No me gusta empezar este comentario diciendo que todos somos o estamos
enfermos. Querría evitar frivolizar con aquella frase que, coloquialmente,
atribuimos a la igualdad de los seres humanos. Sí, todos somos iguales,
pero unos más que otros.
El tema de la enfermedad es muy importante en nuestra vida. Lo prueba
su presencia constante en nuestras conversaciones. Podríamos
decir que la enfermedad nos define. Es exponente de nuestra fragilidad
humana. El tema se puede tratar desde muchos puntos de vista, desde el
médico-científico hasta el organizativo o social, o como reivindicación
permanente con vistas a mejorar la atención sanitaria. Nosotros lo
trataremos desde la fe.
Los católicos
participamos también de la preocupación por la enfermedad. A título
personal todo creyente, desde su situación profesional o familiar,
se esfuerza en atender o mejorar la realidad del enfermo que tiene a
su lado. Además de ello, durante este mes de febrero que acaba, como todos
los años, la comunidad eclesial ha insistido en recordar el mundo del
enfermo. Empezamos el mes con la celebración de Vida Creixent, recordando
que la enfermedad está presente en las personas de edad; continuamos
con la fiesta de la Virgen de Lourdes en la que pedíamos al Señor por todos
los enfermos, agradecíamos la tarea y el esfuerzo de tantos miembros
de la Hospitalidad de Lourdes cuyo centro es la atención a los enfermos,
y llenábamos las parroquias de plegarias para implicar a todos los
participantes en la cercanía hacia los que carecen de salud, al celebrar
la llamada Jornada del enfermo. Sin contar el recordatorio, que se
nos brindaba desde Manos Unidas, para colaborar en la disminución de
la fragilidad en los países más pobres, o la próxima fiesta de San Juan
de Dios, volcado en atender a los enfermos.
Los católicos
aceptamos la enfermedad como un período de nuestra vida que visibiliza
la fragilidad humana y que nos sitúa ante la necesidad de dar o recibir
ayuda. Percibimos que esa condición de enfermos tiene un recorrido
múltiple, desde la desesperación y el rechazo hasta la aceptación.
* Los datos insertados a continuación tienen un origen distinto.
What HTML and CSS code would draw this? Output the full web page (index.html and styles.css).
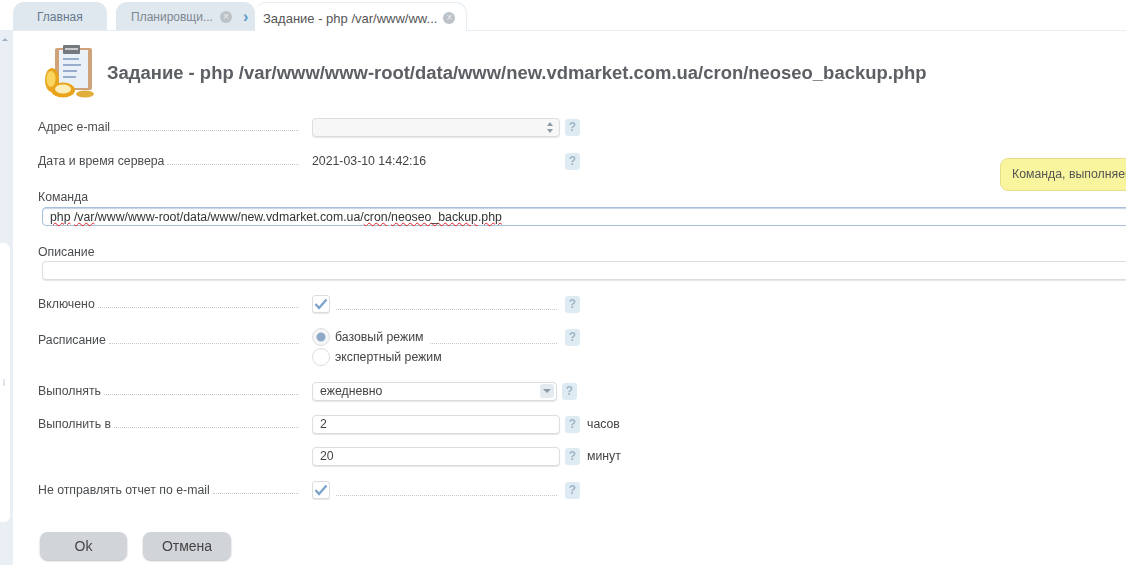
FILE: index.html
```html
<!DOCTYPE html>
<html lang="ru">
<head>
    <meta charset="UTF-8">
    <title>Задание</title>
    <link rel="stylesheet" href="styles.css">
</head>
<body>
    <div class="page">
        <div class="tabs">
            <div class="tab tab-home">Главная</div>
            <div class="tab tab-sched">
                <span>Планировщи...</span>
                <span class="tab-close">×</span>
                <span class="tab-arrow">›</span>
            </div>
            <div class="tab tab-active">
                <span>Задание - php /var/www/ww...</span>
                <span class="tab-close">×</span>
            </div>
        </div>

        <div class="main">
            <div class="side">
                <div class="side-arrow"></div>
                <div class="side-thumb"><span class="side-grip"></span></div>
            </div>

            <div class="content">
                <div class="head">
                    <svg class="head-icon" width="56" height="56" viewBox="0 0 56 56">
                        <rect x="14" y="3" width="37" height="42" rx="2" fill="#cfa27a"/>
                        <rect x="18" y="5" width="29" height="38" fill="#e9f0f8"/>
                        <rect x="22" y="0" width="17" height="9" rx="1" fill="#75787d"/>
                        <rect x="24" y="3" width="13" height="2" fill="#c9ccd0"/>
                        <path d="M22 14h16M22 20h18M22 26h14M22 32h13" stroke="#7f95bd" stroke-width="1.5"/>
                        <ellipse cx="11" cy="35" rx="7" ry="12" fill="#e8a51b"/>
                        <ellipse cx="10" cy="34" rx="4.5" ry="8" fill="#f9d560"/>
                        <ellipse cx="22" cy="45" rx="12" ry="7.5" fill="#e9a41c"/>
                        <ellipse cx="22" cy="44" rx="8" ry="4.5" fill="#fbeeb8"/>
                        <ellipse cx="44" cy="49" rx="9" ry="3.5" fill="#e3ad3a"/>
                    </svg>
                    <h1 class="title">Задание - php /var/www/www-root/data/www/new.vdmarket.com.ua/cron/neoseo_backup.php</h1>
                </div>

                <div class="row row-email">
                    <div class="label"><span>Адрес e-mail</span></div>
                    <div class="field field-gray field-spin">
                        <span class="spin"><i class="spin-up"></i><i class="spin-down"></i></span>
                    </div>
                    <span class="help">?</span>
                </div>

                <div class="row row-date">
                    <div class="label"><span>Дата и время сервера</span></div>
                    <div class="value">2021-03-10 14:42:16</div>
                    <span class="help">?</span>
                </div>

                <div class="wide wide-cmd">
                    <div class="wide-label">Команда</div>
                    <div class="field field-wide field-focus">
                        <span><span class="typo">php</span> <span class="typo">/var</span>/www/www-root/data/www/new.vdmarket.com.ua/<span class="typo">cron</span>/<span class="typo">neoseo_backup</span>.<span class="typo">php</span></span>
                    </div>
                </div>

                <div class="wide wide-desc">
                    <div class="wide-label">Описание</div>
                    <div class="field field-wide"></div>
                </div>

                <div class="row row-on">
                    <div class="label"><span>Включено</span></div>
                    <div class="control">
                        <span class="check">
                            <svg width="14" height="12" viewBox="0 0 14 12"><path d="M1.5 6l3.5 4 7.5-8.5" fill="none" stroke="#7da4cc" stroke-width="2.4"/></svg>
                        </span>
                        <span class="dots"></span>
                    </div>
                    <span class="help">?</span>
                </div>

                <div class="row row-plan">
                    <div class="label"><span>Расписание</span></div>
                    <div class="control control-radios">
                        <div class="radio-line">
                            <span class="radio radio-on"></span>
                            <span class="radio-text">базовый режим</span>
                            <span class="dots"></span>
                        </div>
                        <div class="radio-line">
                            <span class="radio"></span>
                            <span class="radio-text">экспертный режим</span>
                        </div>
                    </div>
                    <span class="help">?</span>
                </div>

                <div class="row row-run">
                    <div class="label"><span>Выполнять</span></div>
                    <div class="field field-select">
                        <span>ежедневно</span>
                        <span class="select-btn"></span>
                    </div>
                    <span class="help">?</span>
                </div>

                <div class="row row-at">
                    <div class="label"><span>Выполнить в</span></div>
                    <div class="field">2</div>
                    <span class="help">?</span>
                    <span class="unit">часов</span>
                </div>

                <div class="row row-min">
                    <div class="label label-empty"></div>
                    <div class="field">20</div>
                    <span class="help">?</span>
                    <span class="unit">минут</span>
                </div>

                <div class="row row-mail">
                    <div class="label"><span>Не отправлять отчет по e-mail</span></div>
                    <div class="control">
                        <span class="check">
                            <svg width="14" height="12" viewBox="0 0 14 12"><path d="M1.5 6l3.5 4 7.5-8.5" fill="none" stroke="#7da4cc" stroke-width="2.4"/></svg>
                        </span>
                        <span class="dots"></span>
                    </div>
                    <span class="help">?</span>
                </div>

                <div class="buttons">
                    <button class="btn btn-ok">Ok</button>
                    <button class="btn btn-cancel">Отмена</button>
                </div>
            </div>
        </div>

        <div class="hint">Команда, выполняемая планировщиком</div>
    </div>
</body>
</html>
```

FILE: styles.css
```css
* {
    box-sizing: border-box;
}

html, body {
    margin: 0;
    height: 565px;
    overflow: hidden;
    background: #fff;
}

body {
    font-family: "Liberation Sans", Arial, sans-serif;
    font-size: 12.3px;
    color: #444;
}

.page {
    position: relative;
    width: 1126px;
    height: 565px;
    overflow: hidden;
    filter: blur(0.7px);
}

/* tabs */
.tabs {
    display: flex;
    align-items: flex-end;
    height: 31px;
    padding-left: 13px;
    border-bottom: 1px solid #e6edf3;
}

.tab {
    display: flex;
    align-items: center;
    height: 28px;
    padding-top: 2px;
    border-radius: 11px 11px 0 0;
    background: #e0e8ef;
    color: #7d8790;
    font-size: 12px;
}

.tab-home {
    width: 94px;
    padding-left: 24px;
    margin-right: 9px;
    color: #66788c;
}

.tab-sched {
    width: 139px;
    padding-left: 15px;
}

.tab-active {
    width: 212px;
    height: 29px;
    margin-bottom: -1px;
    padding-left: 8px;
    background: #fff;
    border: 1px solid #e6edf3;
    border-bottom: 0;
    border-left: 0;
    color: #555;
    font-size: 13px;
}

.tab-close {
    flex: none;
    width: 12px;
    height: 12px;
    margin-left: 6px;
    border-radius: 50%;
    background: #bcc2c7;
    color: #eee;
    font-size: 10px;
    line-height: 12px;
    text-align: center;
}

.tab-sched .tab-close {
    margin-left: 7px;
}

.tab-arrow {
    margin-left: 11px;
    color: #5a9ac8;
    font-size: 16px;
    font-weight: bold;
    line-height: 12px;
}

/* left strip */
.main {
    display: flex;
    height: 534px;
}

.side {
    position: relative;
    flex: 0 0 13px;
    background: #e9eff5;
}

.side-arrow {
    margin: 7px 0 0 2px;
    width: 0;
    height: 0;
    border-left: 3px solid transparent;
    border-right: 3px solid transparent;
    border-bottom: 3px solid #9fb2c4;
}

.side-thumb {
    display: flex;
    align-items: center;
    width: 10px;
    height: 279px;
    margin-top: 202px;
    padding-left: 3px;
    background: #fff;
    border-radius: 0 6px 6px 0;
}

.side-grip {
    width: 2px;
    height: 7px;
    background: #dfe5ea;
}

/* page content */
.content {
    flex: 1;
    min-width: 0;
    padding-left: 25px;
}

.head {
    display: flex;
    align-items: center;
    height: 56px;
    margin-top: 14px;
    margin-left: 3px;
}

.head-icon {
    flex: none;
    margin-right: 10px;
}

.title {
    margin: 0 0 1px;
    color: #5c5f63;
    font-size: 18.45px;
    font-weight: bold;
    white-space: nowrap;
}

.row {
    display: flex;
    align-items: center;
    height: 20px;
}

.label {
    display: flex;
    align-items: baseline;
    flex: none;
    width: 261px;
    margin-right: 13px;
}

.label span {
    white-space: nowrap;
    color: #4a4d50;
}

.label::after {
    content: "";
    flex: 1;
    margin-left: 3px;
    border-bottom: 1px dotted #c8c8c8;
}

.label-empty::after {
    display: none;
}

.value {
    width: 248px;
    color: #444;
}

.field {
    display: flex;
    align-items: center;
    flex: none;
    width: 248px;
    height: 19px;
    padding-left: 7px;
    background: #fff;
    border: 1px solid #ddd;
    border-radius: 4px;
    box-shadow: 0 1px 1px #e6e6e6;
}

.field-gray {
    background: #f7f7f7;
}

.field-spin {
    justify-content: flex-end;
    padding-right: 6px;
}

.spin {
    display: flex;
    flex-direction: column;
    gap: 3px;
}

.spin i {
    width: 0;
    height: 0;
    border-left: 3px solid transparent;
    border-right: 3px solid transparent;
}

.spin-up {
    border-bottom: 4px solid #8b9aa8;
}

.spin-down {
    border-top: 4px solid #8b9aa8;
}

.help {
    flex: none;
    width: 15px;
    height: 17px;
    margin-left: 5px;
    border-radius: 3px;
    background: #dfebf3;
    color: #9db4c6;
    font-size: 12px;
    font-weight: bold;
    line-height: 17px;
    text-align: center;
}

.unit {
    margin-left: 7px;
}

.row-email {
    margin-top: 16px;
}

.row-date {
    margin-top: 14px;
}

.wide-label {
    color: #4a4d50;
    line-height: 12px;
}

.wide-cmd {
    margin-top: 20px;
}

.wide-desc {
    margin-top: 20px;
}

.wide .field {
    width: 1100px;
    margin: 4px 0 0 4px;
}

.wide-desc .field {
    margin-top: 3px;
}

.field-focus {
    padding-left: 7px;
    white-space: pre;
    border-color: #a9c0dc;
    color: #333;
    box-shadow: inset 0 1px 1px #c4d3e4;
}

.typo {
    text-decoration: underline wavy #e8201c 1px;
    text-underline-offset: 1px;
}

.control {
    display: flex;
    align-items: center;
    width: 248px;
}

.check {
    display: flex;
    align-items: center;
    justify-content: center;
    flex: none;
    width: 18px;
    height: 18px;
    background: #fff;
    border: 1px solid #ddd;
    border-radius: 3px;
    box-shadow: 0 1px 1px #e6e6e6;
}

.dots {
    flex: 1;
    align-self: flex-end;
    margin: 0 3px 3px 6px;
    border-bottom: 1px dotted #c8c8c8;
}

.row-on {
    margin-top: 14px;
}

.row-plan {
    align-items: flex-start;
    height: 40px;
    margin-top: 13px;
}

.row-plan .label {
    margin-top: 6px;
}

.row-plan .help {
    margin-top: 2px;
}

.control-radios {
    display: block;
}

.radio-line {
    display: flex;
    align-items: center;
    height: 20px;
}

.radio {
    flex: none;
    width: 18px;
    height: 18px;
    margin-right: 5px;
    background: #fff;
    border: 1px solid #ddd;
    border-radius: 50%;
}

.radio-on {
    background: radial-gradient(circle, #8ea9c6 4px, #f4f6f8 5px);
}

.radio-text {
    white-space: nowrap;
}

.row-run {
    margin-top: 14px;
}

.field-select {
    justify-content: space-between;
    width: 245px;
    padding-right: 2px;
}

.select-btn {
    position: relative;
    width: 14px;
    height: 14px;
    border-radius: 3px;
    background: #e3eaf0;
}

.select-btn::after {
    content: "";
    position: absolute;
    top: 5px;
    left: 3px;
    border-left: 4px solid transparent;
    border-right: 4px solid transparent;
    border-top: 4px solid #8b9aa8;
}

.row-at {
    margin-top: 13px;
}

.row-min {
    margin-top: 12px;
}

.row-mail {
    margin-top: 14px;
}

.buttons {
    display: flex;
    gap: 16px;
    margin: 32px 0 0 2px;
}

.btn {
    width: 87px;
    height: 28px;
    padding: 0;
    background: #d1d5d9;
    border: 0;
    border-radius: 8px;
    box-shadow: 0 1px 2px #bbb;
    color: #444;
    font-family: inherit;
    font-size: 14px;
}

.btn-cancel {
    width: 88px;
}

/* tooltip over the form */
.hint {
    position: absolute;
    top: 158px;
    left: 1000px;
    width: 240px;
    height: 33px;
    padding-left: 11px;
    background: #f8f59e;
    border: 1px solid #e6dc8e;
    border-radius: 8px;
    color: #555;
    line-height: 31px;
    white-space: nowrap;
}
```
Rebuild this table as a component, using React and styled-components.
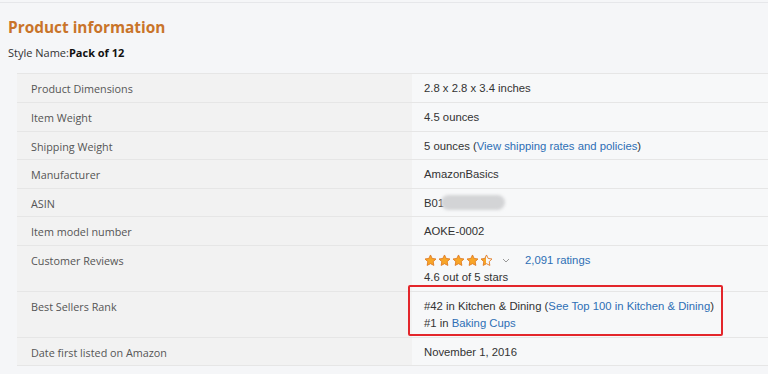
import React from "react";
import styled, { createGlobalStyle } from "styled-components";

const Global = createGlobalStyle`
  html, body { margin: 0; padding: 0; background: #f5f6f8; }
  body { font-family: "Open Sans", "Noto Sans", Arial, sans-serif; }
`;

const Page = styled.div`
  width: 768px;
  height: 374px;
  overflow: hidden;
  padding-top: 2px;
  box-sizing: border-box;
`;

const TopRule = styled.div`
  border-top: 1px solid #e6e7ea;
`;

const Section = styled.section`
  padding: 14px 0 0 8px;
`;

const Heading = styled.h2`
  margin: 0;
  font-family: "Open Sans", "Noto Sans", sans-serif;
  font-weight: 700;
  font-size: 15.4px;
  line-height: 21px;
  color: #c9742a;
`;

const StyleLine = styled.div`
  margin-top: 7px;
  font-size: 11px;
  line-height: 16px;
  color: #333;
  b { font-weight: 700; color: #111; }
`;

const Table = styled.div`
  margin-top: 12px;
  margin-left: 17px;
  border-top: 1px solid #e6e6e6;
`;

const Row = styled.div`
  display: grid;
  grid-template-columns: 395px 1fr;
  height: ${(p) => p.$h}px;
  border-bottom: 1px solid #e6e6e6;
  box-sizing: border-box;
`;

const Label = styled.div`
  background: #f2f2f2;
  padding: 6px 0 0 14px;
  font-family: "Open Sans", "Noto Sans", sans-serif;
  font-size: 10.8px;
  line-height: 17px;
  color: #555;
`;

const Value = styled.div`
  position: relative;
  background: #f7f8f9;
  padding: 6px 0 0 12px;
  font-family: "Liberation Sans", Arial, sans-serif;
  font-size: 11.3px;
  line-height: 17px;
  color: #333;
  white-space: nowrap;
`;

const Link = styled.a`
  color: #2e6fb5;
  text-decoration: none;
`;

const Blur = styled.span`
  display: inline-block;
  vertical-align: middle;
  width: 64px;
  height: 15px;
  margin-left: -3px;
  margin-top: -3px;
  border-radius: 8px;
  background: #d3d4d6;
  filter: blur(1.5px);
`;

const StarsLine = styled.div`
  display: flex;
  align-items: center;
  height: 17px;
`;

const Stars = styled.span`
  display: inline-flex;
  gap: 1px;
`;

const Chevron = styled.svg`
  margin-left: 9px;
  margin-right: 15px;
`;

const Highlight = styled.div`
  position: absolute;
  left: -4px;
  top: -7px;
  width: 315px;
  height: 51px;
  border: 2px solid #e3262b;
  border-radius: 2px;
  box-sizing: border-box;
  pointer-events: none;
`;

const STAR = "M12 1.8l3.1 6.4 7 1-5.1 4.9 1.2 7-6.2-3.3-6.2 3.3 1.2-7L1.9 9.2l7-1z";

function Star({ half }) {
  return (
    <svg width="13" height="13" viewBox="0 0 24 24">
      <defs>
        <linearGradient id="hf" x1="0" x2="1" y1="0" y2="0">
          <stop offset="0.45" stopColor="#f8a628" />
          <stop offset="0.45" stopColor="#ffffff" stopOpacity="0" />
        </linearGradient>
      </defs>
      <path
        d={STAR}
        fill={half ? "url(#hf)" : "#f8a628"}
        stroke="#de7921"
        strokeWidth="1.6"
        strokeLinejoin="round"
      />
    </svg>
  );
}

const rows = [
  { label: "Product Dimensions", value: "2.8 x 2.8 x 3.4 inches", h: 29 },
  { label: "Item Weight", value: "4.5 ounces", h: 29 },
  {
    label: "Shipping Weight",
    value: (
      <>
        5 ounces (<Link href="#">View shipping rates and policies</Link>)
      </>
    ),
    h: 28,
  },
  { label: "Manufacturer", value: "AmazonBasics", h: 29 },
  {
    label: "ASIN",
    value: (
      <>
        B01<Blur />
      </>
    ),
    h: 28,
  },
  { label: "Item model number", value: "AOKE-0002", h: 29 },
  {
    label: "Customer Reviews",
    value: (
      <>
        <StarsLine>
          <Stars>
            <Star />
            <Star />
            <Star />
            <Star />
            <Star half />
          </Stars>
          <Chevron width="8" height="5" viewBox="0 0 8 5">
            <polyline points="1,1 4,4 7,1" fill="none" stroke="#999" strokeWidth="1" />
          </Chevron>
          <Link href="#">2,091 ratings</Link>
        </StarsLine>
        <div>4.6 out of 5 stars</div>
      </>
    ),
    h: 46,
  },
  {
    label: "Best Sellers Rank",
    value: (
      <>
        <Highlight />
        <div>
          #42 in Kitchen &amp; Dining (
          <Link href="#">See Top 100 in Kitchen &amp; Dining</Link>)
        </div>
        <div>
          #1 in <Link href="#">Baking Cups</Link>
        </div>
      </>
    ),
    h: 46,
  },
  { label: "Date first listed on Amazon", value: "November 1, 2016", h: 28 },
];

export default function App() {
  return (
    <Page>
      <Global />
      <TopRule />
      <Section>
        <Heading>Product information</Heading>
        <StyleLine>
          Style Name:<b>Pack of 12</b>
        </StyleLine>
      </Section>
      <Table>
        {rows.map((r) => (
          <Row key={r.label} $h={r.h}>
            <Label>{r.label}</Label>
            <Value>{r.value}</Value>
          </Row>
        ))}
      </Table>
    </Page>
  );
}
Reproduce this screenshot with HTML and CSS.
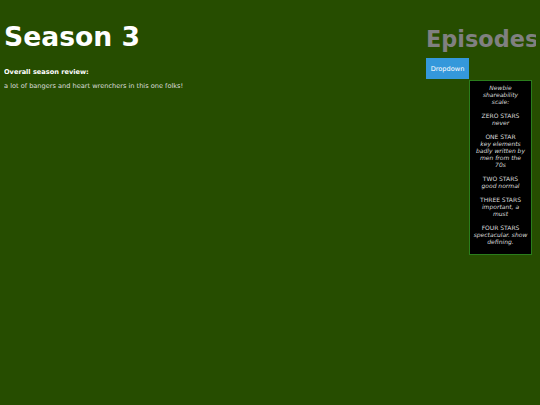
FILE: index.html
```html
<!DOCTYPE html>
<html lang="en">
<head>
  <meta charset="UTF-8" />
  <meta name="viewport" content="width=device-width, initial-scale=1" />
  <title>Season 3</title>
  <link rel="stylesheet" href="styles.css">
</head>
<body>
  <div class="page">
    <!-- ── Season review ─────────────────────────────── -->
    <main class="main">
      <h1>Season 3</h1>
      <p class="label">Overall season review:</p>
      <p>a lot of bangers and heart wrenchers in this one folks!</p>
    </main>

    <!-- ── Episodes sidebar ──────────────────────────── -->
    <aside class="sidebar">
      <h2>Episodes</h2>
      <div class="dropdown">
        <button class="dropbtn">Dropdown</button>
        <div class="dropdown-content">
          <p><em>Newbie<br>shareability<br>scale:</em></p>
          <p>ZERO STARS<br><em>never</em></p>
          <p>ONE STAR<br><em>key elements<br>badly written by<br>men from the<br>70s</em></p>
          <p>TWO STARS<br><em>good normal</em></p>
          <p>THREE STARS<br><em>important, a<br>must</em></p>
          <p>FOUR STARS<br><em>spectacular. show<br>defining.</em></p>
        </div>
      </div>
    </aside>
  </div>
</body>
</html>
```

FILE: styles.css
```css
body {
  margin: 4px;
  background: #264d00;
  color: #dddddd;
  font-family: "DejaVu Sans", Verdana, sans-serif;
  font-size: 6.6px;
}
.page {
  display: flex;
}
.main {
  flex: 1;
}
h1 {
  margin: 16.5px 0 16px;
  font-size: 26.6px;
  color: #fff;
}
p {
  margin: 6.6px 0;
}
.label {
  font-weight: bold;
  color: #fff;
}
.sidebar {
  width: 110px;
}
h2 {
  margin: 22px 0 6px;
  font-size: 22.4px;
  color: #808080;
  white-space: nowrap;
}
/* menu hangs off the button's lower right corner */
.dropdown {
  display: flex;
  flex-direction: column;
  align-items: flex-start;
}
.dropbtn {
  display: block;
  width: 43px;
  height: 21px;
  padding: 0;
  border: none;
  background: #3498db;
  color: #fff;
  font-family: inherit;
  font-size: 6.6px;
}
.dropdown-content {
  margin: 1px 0 0 43px;
  width: 57px;
  padding: 3px 2px 2px;
  border: 1px solid #2a7d1c;
  background: #000;
  text-align: center;
  font-size: 6px;
  line-height: 7px;
}
.dropdown-content p {
  margin: 0 0 7px;
}
```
A unos nos hunde, a otros los ponemos como modelos ejemplares para imitar
su disposición de ánimo. Desde luego podemos decir que los católicos
luchamos para poner nuestra vida en manos de Dios. No es fácil, pero es
coherente con la actitud que nos muestra el mismo Jesús en el evangelio.
Quisiéramos mostrar el lado más admirable de quienes se comportan de
ese modo. Nos agradaría, cuando llegue el momento, ser capaces de afrontar
con dignidad cristiana esa situación.
Que nadie olvide
una palabra de gratitud hacia tantos profesionales que en hospitales
o residencias geriátricas atienden con cariño a los enfermos. Que todos
valoremos con una buena nota a quienes se esfuerzan por dar una buena
atención a familiares, amigos o conocidos en una situación complicada.
Que cada día haya más personas que se comprometan con los equipos parroquiales
de pastoral de la salud, que acompañan y se muestran cercanos a los enfermos
con sus oraciones, sus conversaciones y sus gestos para hacer más soportable
el tiempo de la enfermedad. A quienes lo solicitan les llevan a Jesucristo,
el único que conforta, que acompaña y comprende, de forma definitiva
y en cualquier circunstancia, al enfermo.